Part 1 described how a key obstacle in using the microservice architecture is that domain models, transactions and queries are surprisingly resistant to functional decomposition. It showed that the solution is to implement the business logic for each service as a set of DDD aggregates. Each transaction updates or creates a single aggregate. Events are used to maintain data consistency between aggregates (and services).
In Part 2, we describe how a key challenge with using events is atomically updating an aggregate and publishing an event. We show how to solve this problem by using event sourcing, which is an event-centric approach to business logic design and persistence. After that, we describe how the microservice architecture makes it difficult to implement queries. We show how an approach called Command Query Responsibility Segregation (CQRS) can implement scalable and performant queries.
Reliably Updating State and Publishing Events
On the surface, using events to maintain consistency between aggregates seems quite straightforward. When a service creates or updates an aggregate in the database it simply publishes an event. But there is a problem: updating the database and publishing an event must be done atomically. Otherwise, if, for example, a service crashed after updating the database but before publishing an event then the system would remain in an inconsistent state. The traditional solution is a distributed transaction involving the database and the message broker. But, for the reasons described earlier in part 1, 2PC is not a viable option.
There are a few different ways to solve this problem without using 2PC. One solution, which is shown in figure 1, is for the application to perform the update by publishing an event to a message broker such as Apache Kafka. A message consumer that subscribes to message broker eventually updates the database. This approach guarantees that the database is updated and the event is published. The drawback is that it implements a much more complex consistency model. An application cannot immediately read its own writes.
Figure 1 - Updating the database by publishing to a message broker
Another option, which is shown in figure 2, is for the application to tail the database transaction log (a.k.a. commit log), transform each recorded change into an event, and publish that event to the message broker. An important benefit of this approach is that it doesn’t require any changes to the application. One drawback, however, is that it can be difficult to reverse engineer the high-level business event - the reason for the database update - from the low-level changes to the rows in the tables.

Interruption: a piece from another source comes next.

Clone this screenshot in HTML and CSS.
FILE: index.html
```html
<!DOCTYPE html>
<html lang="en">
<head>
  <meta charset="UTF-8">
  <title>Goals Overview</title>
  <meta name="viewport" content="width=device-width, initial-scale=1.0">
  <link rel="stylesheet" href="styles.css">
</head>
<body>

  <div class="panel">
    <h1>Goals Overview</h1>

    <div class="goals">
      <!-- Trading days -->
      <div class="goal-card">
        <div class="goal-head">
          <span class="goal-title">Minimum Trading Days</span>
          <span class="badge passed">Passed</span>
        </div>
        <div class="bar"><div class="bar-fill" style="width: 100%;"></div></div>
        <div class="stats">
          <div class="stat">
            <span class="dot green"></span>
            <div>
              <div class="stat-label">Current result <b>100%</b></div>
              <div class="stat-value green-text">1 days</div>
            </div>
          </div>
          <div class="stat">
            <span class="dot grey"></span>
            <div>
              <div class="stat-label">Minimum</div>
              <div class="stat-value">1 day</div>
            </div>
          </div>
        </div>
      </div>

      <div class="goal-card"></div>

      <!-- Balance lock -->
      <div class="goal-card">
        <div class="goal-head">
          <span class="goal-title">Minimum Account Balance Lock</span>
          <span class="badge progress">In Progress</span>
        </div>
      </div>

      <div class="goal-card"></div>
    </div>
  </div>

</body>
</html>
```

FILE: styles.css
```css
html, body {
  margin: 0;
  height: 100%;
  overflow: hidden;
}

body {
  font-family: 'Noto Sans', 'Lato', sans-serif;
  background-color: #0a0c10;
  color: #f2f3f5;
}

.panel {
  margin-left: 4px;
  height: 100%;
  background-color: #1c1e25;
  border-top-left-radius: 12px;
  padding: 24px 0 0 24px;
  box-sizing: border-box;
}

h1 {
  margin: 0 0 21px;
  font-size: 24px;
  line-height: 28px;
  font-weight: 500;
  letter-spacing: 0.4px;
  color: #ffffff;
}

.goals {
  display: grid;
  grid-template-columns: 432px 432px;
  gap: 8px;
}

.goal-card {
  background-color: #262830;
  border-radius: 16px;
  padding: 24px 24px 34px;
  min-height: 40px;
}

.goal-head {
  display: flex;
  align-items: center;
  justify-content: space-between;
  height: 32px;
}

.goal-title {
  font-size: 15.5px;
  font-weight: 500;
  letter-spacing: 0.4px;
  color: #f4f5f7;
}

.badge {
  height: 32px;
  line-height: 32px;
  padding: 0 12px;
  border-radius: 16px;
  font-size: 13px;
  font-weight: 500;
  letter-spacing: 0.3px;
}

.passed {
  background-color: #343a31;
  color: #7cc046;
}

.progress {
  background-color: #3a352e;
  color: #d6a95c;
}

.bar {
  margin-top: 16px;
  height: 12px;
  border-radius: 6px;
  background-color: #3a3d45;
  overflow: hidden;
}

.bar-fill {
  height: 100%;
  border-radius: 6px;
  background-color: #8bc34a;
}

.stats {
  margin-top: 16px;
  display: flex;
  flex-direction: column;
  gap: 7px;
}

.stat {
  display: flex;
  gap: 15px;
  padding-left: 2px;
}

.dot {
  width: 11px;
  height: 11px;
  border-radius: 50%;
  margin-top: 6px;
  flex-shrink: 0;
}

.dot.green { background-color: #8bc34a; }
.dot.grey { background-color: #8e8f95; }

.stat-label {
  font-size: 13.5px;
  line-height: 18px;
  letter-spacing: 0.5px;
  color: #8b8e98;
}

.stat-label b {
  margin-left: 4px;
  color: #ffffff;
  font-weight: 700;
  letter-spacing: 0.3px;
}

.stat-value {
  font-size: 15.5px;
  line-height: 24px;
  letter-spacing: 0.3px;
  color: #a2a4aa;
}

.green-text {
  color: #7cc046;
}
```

Figure 2 - Tailing the database transaction log
The third solution, which is shown in figure 3, is to use a database table as a temporary message queue. When a service updates an aggregate, it inserts an event into an EVENTS database table as part of the local ACID transaction. A separate process polls the EVENTS table and publishes events to the message broker. A nice feature of this solution is that the service is able to publish high-level business events. The downside is that it is potentially error-prone since the event publishing code must be synchronized with the business logic.
Figure 3 - Using a database table as a message queue
All three options have significant drawbacks. Publishing to a message broker and updating later doesn’t provide read-your-writes consistency. Tailing the transaction log provides consistent reads but can’t always publish high-level business events. Using a database table as a message queue provides consistent reads and publishes high-level business events but it relies on the developer remembering to publish an event when state changes. Fortunately, there is another option. It is an event-centric approach to persistence and business logic known as event sourcing.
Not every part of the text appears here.